But as soon as I saw the little rustic cabins along the Nordic trails at Tamarack Cross Country Ski Center, I knew I’d found where to stay the next time we come to Mammoth Lakes.
Like all the best places, these cabins would require you to go just a bit further. To take a little sled with you to help haul in your gear and groceries. But then when you stepped outside, there was no parking lot, no garage, no pavement. You were stepping onto snow. You were already in the quiet forest, the miles of trails around Twin Lakes and into the backcountry beyond.
We snowshoed in a ways until the kids took the command decision to just stop and make a snowman. Meanwhile, little parties skied by. A group of women in their 40s. An older man with a pair of birding binoculars. I carried my board (old habit) and explored some unnamed glade, strapping in beneath a gigantic, rather guardian-like Douglas fir.
The art of travel — something kids are naturally good at — is allowing yourself to be drawn into random spots like this. Spots that give you a strange sense of arrival, as if they were there waiting for you. It’s like a delayed reaction sometimes: Long after the plane has landed and the car has parked and the first travel objectives are checked off, you slow down enough to just wander into the terrain and realize, I’m actually here.

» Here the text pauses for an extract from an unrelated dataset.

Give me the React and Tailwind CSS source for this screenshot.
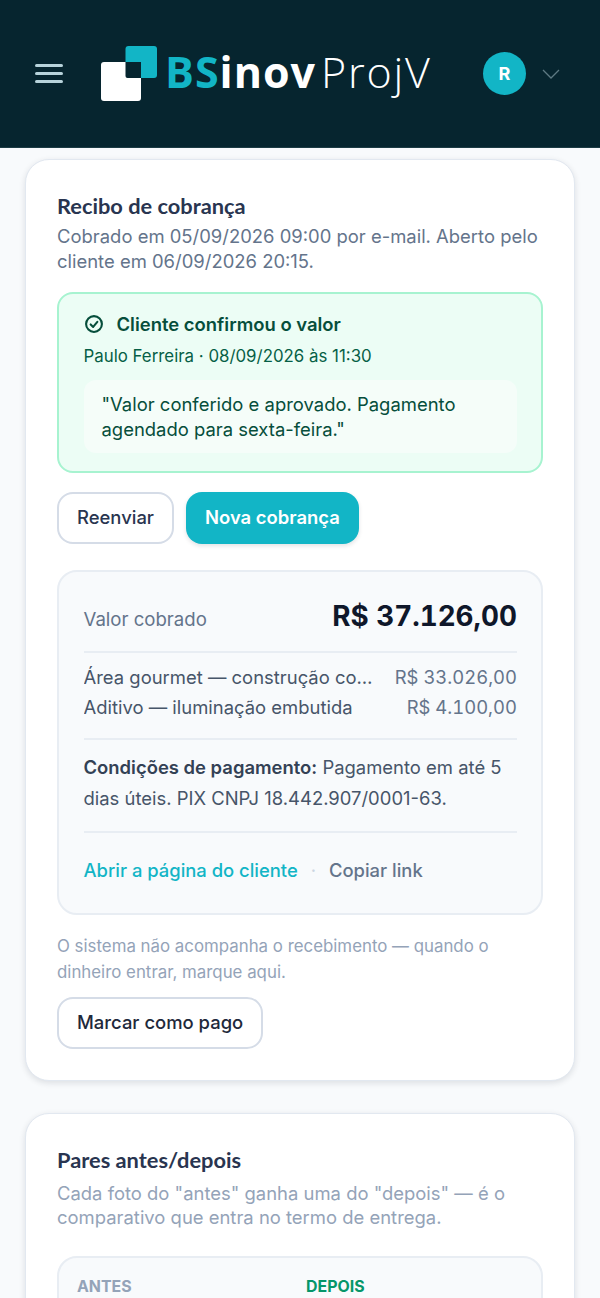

* * *That evening, high lenticular clouds were setting up to the east for potentially mind-bending colors. Scott made a spontaneous call for a sunset mission to Mono Lake.
Perhaps from all the hours in my goggles in the snow, as we sped along across the edge of the Great Basin, the dry ground — endless thickets of greasewood, sagebrush, and rabbitbrush — seemed to form a blanket of the most beautiful muted earth tones. I thought back to the animal skins — the red fox, the mountain lion — and how they fit into this palette.
As we entered the South Tufa area, the land seemed strangely abandoned. From a distance, we could see Paoha Island, a volcanic dome rising in the middle of the lake, formed by the Mono-Inyo Craters’ most recent eruption less than 300 years ago. The full moon was huge over the water, with rolls of passing clouds that reflected so much ambient light we didn’t need headlamps as we hiked in (or out).
Piling out of the car, Layla started skipping ahead, singing to herself. Scott ran ahead to set up some long exposures. It’s as if we all received sudden shots of energy. Mica’s eyes were alert, studying the terrain, maps, and signs with me.
“See, Bubba? Those towers are actually petrified springs. They’re where fresh water used to flow into the lake, and as the lake has evaporated, the water’s lowered and it leaves those formations. It says here to look for evidence of fresh springs near the lake.”
As we crossed the valley floor, the dry air was pungent with sage. At the water’s edge, Mica just plopped down in the sand, taking it all in. From here we examined the tufa towers, their textures sparkling in the moonlight. Half of the lake reflected the deep indigo sky above the Sierra; the other side glowed with the moon. After blowing for hours, the wind had finally died down. A vast stillness prevailed over the terrain.
“Look, Papi.” Mica’s voice, a few feet away. He was inspecting something in the beach. “I found one.”
“What is it, Bubba?” He scooted over and showed me: a hole leading down into the sand at the water’s edge. A spring.
* * *Heading up Canyon Express one last time, I realized with a kind of shock that it had been 18 years since my season in Tahoe. I’d joked with a couple kids in rentals about how I’d used to work at a resort, too. How I envied their mountain time. How before you know it you’re on the other side.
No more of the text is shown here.